Le mandement du 3 juin 1791 fut le dernier acte épiscopal de La Rochefoucauld. Nous trouvons cependant encore de temps en temps son nom mêlé aux faits qui se passent en Saintonge. Ainsi, le 12 juillet 1791, il réclame au directoire du district de Saintes le complément de son traitement pour l'année 1790. Après mûre délibération, le directoire, sur un état de recettes présenté par un fondé de pouvoirs, fixe approximativement son revenu à 30000 livres, et lui accorde 12412l, 18s, 8d, dont il faudra déduire la contribution patriotique (5).

Robinet n'était pas plus heureux pour se faire payer. Le 11 juin 1791, il demande à toucher quelque chose de son traitement. Aussitôt «le directoire, considérant que le sieur Robinet a droit à son traitement comme évêque, à dater du 20 mars dernier, époque de sa consécration, et qu'il n'a reçu en cette qualité que le montant du trimestre de sa pension d'avril à juillet de la présente année,

«Est d'avis qu'il soit payé au sieur Robinet, comme évêque constitutionnel du département, sur la caisse du district, la somme de 330l, 3s, 4d, pour son traitement depuis le 20 mars jusqu'au 1er avril de la présente année, sauf à imputer sur ladite somme celle de 55l, 11s, 1d, dont il se trouve débiteur à la caisse du district, à raison du remboursement qu'il doit effectuer de pareille somme qu'il a touchée pour son traitement, comme curé de Saint-Savignien depuis le 20 mars jusqu'au 1er avril 1791, à raison de 500l par trimestre.»

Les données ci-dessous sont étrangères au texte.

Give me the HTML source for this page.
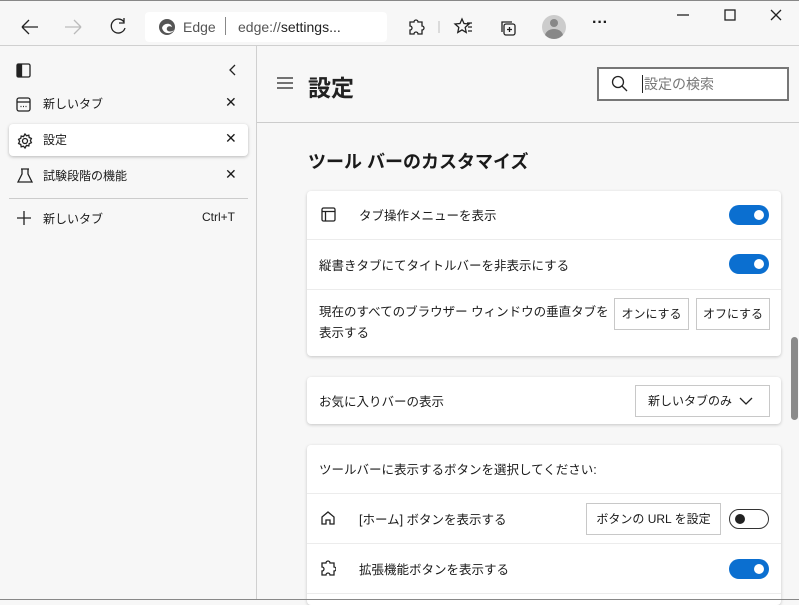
<!DOCTYPE html>
<html><head><meta charset="utf-8"><style>
*{box-sizing:border-box;margin:0;padding:0}
body{width:799px;height:600px;overflow:hidden;background:#f7f7f7;font-family:"Liberation Sans","Noto Sans CJK JP",sans-serif;color:#1a1a1a;position:relative;font-size:13px}
.abs{position:absolute}
.top{left:0;top:0;width:799px;height:46px;background:#f7f7f7;border-top:1px solid #888;border-bottom:1px solid #d0d0d0}
.addr{left:145px;top:12px;width:242px;height:30px;background:#fff;border-radius:4px}
.side{left:0;top:46px;width:257px;height:554px;background:#f7f7f7;border-right:1px solid #d0d0d0}
.si{position:absolute;left:0;width:257px;height:32px;font-size:12px}
.si .t{position:absolute;left:43px;top:7px}
.si .x{position:absolute;left:225px;top:6px;font-size:14px}
.card{position:absolute;left:307px;width:474px;background:#fff;border-radius:4px;box-shadow:0 1px 3px rgba(0,0,0,.2)}
.row{position:relative;border-top:1px solid #ececec}
.tg{position:absolute;width:40px;height:20px;border-radius:10px;background:#0b6fd0}
.tg::after{content:"";position:absolute;right:5px;top:5px;width:10px;height:10px;border-radius:50%;background:#fff}
.tg.off{background:#fff;border:1px solid #333}
.tg.off::after{left:5px;right:auto;top:4px;background:#222}
.btn{position:absolute;border:1px solid #c8c8c8;background:#fff;height:32px;font-size:12px;text-align:center;line-height:30px;white-space:nowrap}
.lbl{position:absolute;font-size:12.5px}
</style></head><body>
<div class="abs top"></div>
<svg class="abs" style="left:0;top:0" width="799" height="46" fill="none" stroke="#222" stroke-width="1.3">
<path d="M22 27h16M22 27l7-7M22 27l7 7"/>
<path d="M65 27h16M81 27l-7-7M81 27l-7 7" stroke="#bbb"/>
<path d="M124 22a7 7 0 1 0 1 6M124 18v5h-5"/>
<path d="M372 19l2.5 5 5.5.7-4 3.8 1 5.5-5-2.7-5 2.7 1-5.5-4-3.8 5.5-.7z"/>
<circle cx="369" cy="31" r="4" fill="#555" stroke="#fff"/>
<path d="M410 22h4a2 2 0 0 1 4 0h4v4a2 2 0 0 1 0 4v4h-4a2 2 0 0 0-4 0h-4v-4a2 2 0 0 0 0-4z"/>
<path d="M439 21v12" stroke="#ccc"/>
<path d="M462 19l2 4.5 5 .5-3.8 3.4 1 5-4.2-2.5-4.2 2.5 1-5-3.8-3.4 5-.5z M467 23h5M468 27h4M468 31h4"/>
<rect x="504" y="24" width="11" height="11" rx="2"/><path d="M502 32V22h10M509.5 27v5M507 29.5h5"/>
<path d="M677 15h12"/><rect x="725" y="10" width="10" height="10"/><path d="M771 10l10 10M781 10l-10 10"/>
</svg>
<div class="abs addr"></div>
<svg class="abs" style="left:158px;top:18px" width="18" height="18" viewBox="0 0 18 18"><circle cx="9" cy="9" r="8" fill="#555"/><path d="M4 10c1-5 9-6 10-1-3-2-6 0-5 3 1 2 5 2 7 0-2 4-10 5-12-2z" fill="#fff"/></svg>
<div class="abs" style="left:183px;top:19px;color:#555;font-size:14px">Edge</div>
<div class="abs" style="left:225px;top:17px;width:1px;height:18px;background:#888"></div>
<div class="abs" style="left:238px;top:19px;color:#555;font-size:14px">edge://<span style="color:#222">settings...</span></div>
<div class="abs" style="left:542px;top:15px;width:24px;height:24px;border-radius:50%;background:#ccc;overflow:hidden"><div class="abs" style="left:8px;top:4px;width:8px;height:8px;border-radius:50%;background:#888"></div><div class="abs" style="left:3px;top:14px;width:18px;height:14px;border-radius:50%;background:#888"></div></div>
<div class="abs" style="left:592px;top:14px;font-size:16px;font-weight:bold">···</div>

<div class="abs side"></div>
<div class="si" style="top:88px"><span class="t">新しいタブ</span><span class="x">✕</span></div>
<div class="si" style="top:124px;left:9px;width:239px;background:#fff;border-radius:4px;box-shadow:0 1px 3px rgba(0,0,0,.25)"><span class="t" style="left:34px">設定</span><span class="x" style="left:216px">✕</span></div>
<div class="si" style="top:160px"><span class="t">試験段階の機能</span><span class="x">✕</span></div>
<div class="abs" style="left:9px;top:198px;width:239px;height:1px;background:#ccc"></div>
<div class="si" style="top:203px"><span class="t">新しいタブ</span><span class="t" style="left:202px">Ctrl+T</span></div>
<svg class="abs" style="left:0;top:46px" width="257" height="200" fill="none" stroke="#222" stroke-width="1.3">
<rect x="17" y="18" width="13" height="13" rx="1.5"/><rect x="17.5" y="18.5" width="4" height="12" fill="#222"/>
<path d="M235 19l-5 5 5 5"/>
<rect x="17" y="52" width="13" height="13" rx="2"/><path d="M17 56h13"/><path d="M20.5 60.5h1M23 60.5h1M25.5 60.5h1"/>
<circle cx="25" cy="95" r="2.5"/><path d="M25 88l1.5 1.8 2.3-.6.4 2.3 2.2 1-1 2.1 1 2.1-2.2 1-.4 2.3-2.3-.6L25 102l-1.5-1.8-2.3.6-.4-2.3-2.2-1 1-2.1-1-2.1 2.2-1 .4-2.3 2.3.6z"/>
<path d="M21 123h8M22 123v5l-4 8h14l-4-8v-5"/>
<path d="M17 172h14M24 165v14"/>
</svg>

<svg class="abs" style="left:276px;top:76px" width="18" height="14" stroke="#222" stroke-width="1.3"><path d="M1 2h16M1 7h16M1 12h16"/></svg>
<div class="abs" style="left:308px;top:69px;font-size:23px;font-weight:bold;color:#222">設定</div>
<div class="abs" style="left:597px;top:67px;width:192px;height:34px;border:2px solid #777;background:#fff"></div>
<svg class="abs" style="left:611px;top:75px" width="18" height="18" fill="none" stroke="#222" stroke-width="1.3"><circle cx="7" cy="7" r="5.5"/><path d="M11 11l5 5"/></svg>
<div class="abs" style="left:642px;top:75px;width:1px;height:18px;background:#222"></div>
<div class="abs" style="left:644px;top:74px;color:#777;font-size:14px">設定の検索</div>
<div class="abs" style="left:257px;top:122px;width:542px;height:1px;background:#ccc"></div>
<div class="abs" style="left:308px;top:148px;font-size:18px;font-weight:bold">ツール バーのカスタマイズ</div>

<div class="card" style="top:191px;height:165px">
 <svg class="abs" style="left:14px;top:16px" width="16" height="16" fill="none" stroke="#222" stroke-width="1.3"><rect x="1" y="1" width="13" height="13" rx="1.5"/><path d="M1 4.5h13M4.5 4.5v9.5"/></svg>
 <div class="lbl" style="left:52px;top:14px">タブ操作メニューを表示</div>
 <div class="tg" style="left:422px;top:14px"></div>
 <div class="row" style="position:absolute;top:48px;left:0;width:474px;height:50px">
  <div class="lbl" style="left:12px;top:15px">縦書きタブにてタイトルバーを非表示にする</div>
  <div class="tg" style="left:422px;top:14px"></div></div>
 <div class="row" style="position:absolute;top:98px;left:0;width:474px;height:67px">
  <div class="lbl" style="left:12px;top:12px;line-height:21px;width:298px">現在のすべてのブラウザー ウィンドウの垂直タブを表示する</div>
  <div class="btn" style="left:307px;top:8px;width:75px">オンにする</div>
  <div class="btn" style="left:389px;top:8px;width:74px">オフにする</div></div>
</div>

<div class="card" style="top:377px;height:47px">
 <div class="lbl" style="left:12px;top:14px">お気に入りバーの表示</div>
 <div class="btn" style="left:328px;top:8px;width:135px;text-align:left;padding-left:12px">新しいタブのみ<svg class="abs" style="left:103px;top:10px" width="14" height="10" fill="none" stroke="#222" stroke-width="1.3"><path d="M1 2l6 6 6-6"/></svg></div>
</div>

<div class="card" style="top:445px;height:160px">
 <div class="lbl" style="left:12px;top:14px">ツールバーに表示するボタンを選択してください:</div>
 <div class="row" style="position:absolute;top:48px;left:0;width:474px;height:50px">
  <svg class="abs" style="left:13px;top:16px" width="16" height="16" fill="none" stroke="#222" stroke-width="1.3"><path d="M2 7l6-5 6 5v7h-4v-4H6v4H2z"/></svg>
  <div class="lbl" style="left:52px;top:15px">[ホーム] ボタンを表示する</div>
  <div class="btn" style="left:279px;top:9px;width:135px">ボタンの URL を設定</div>
  <div class="tg off" style="left:422px;top:15px"></div></div>
 <div class="row" style="position:absolute;top:98px;left:0;width:474px;height:50px">
  <svg class="abs" style="left:13px;top:16px" width="16" height="16" fill="none" stroke="#222" stroke-width="1.3"><path d="M2 3h4a2 2 0 0 1 4 0h4v4a2 2 0 0 1 0 4v4h-4a2 2 0 0 0-4 0H2v-4a2 2 0 0 0 0-4z"/></svg>
  <div class="lbl" style="left:52px;top:15px">拡張機能ボタンを表示する</div>
  <div class="tg" style="left:422px;top:15px"></div></div>
 <div class="row" style="position:absolute;top:148px;left:0;width:474px;height:12px"></div>
</div>
<div class="abs" style="left:791px;top:337px;width:7px;height:83px;border-radius:4px;background:#8a8a8a"></div>
<div class="abs" style="left:0;top:599px;width:799px;height:1px;background:#888"></div>
</body></html>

On rendit cependant justice une fois à l'évêque dépossédé. Le 3 janvier 1792, le directoire du district trouva que son fondé de pouvoirs réclamait «avec raison la réduction de la contribution patriotique de cet évêque en proportion de celle de ses revenus anciens, et que ne devant jouir, en 1790, que de trente mille livres de traitement, le quart de cette somme doit être la dose du payement à faire pour le terme de 1791, et conséquemment la somme de 2,500 livres sera suffisante pour l'acquitter». Ainsi le directoire fut d'avis «que le sieur La Rochefoucauld soit admis à ne payer au receveur de la contribution patriotique que la somme de 2,500l pour le terme d'avril 1791, et que sur la représentation de la quittance de cette somme, le receveur du district soit tenu d'acquitter à ce dernier la somme de 12,412l, 4s, 8d, portée dans l'ordonnance du département du 23 août 1791.»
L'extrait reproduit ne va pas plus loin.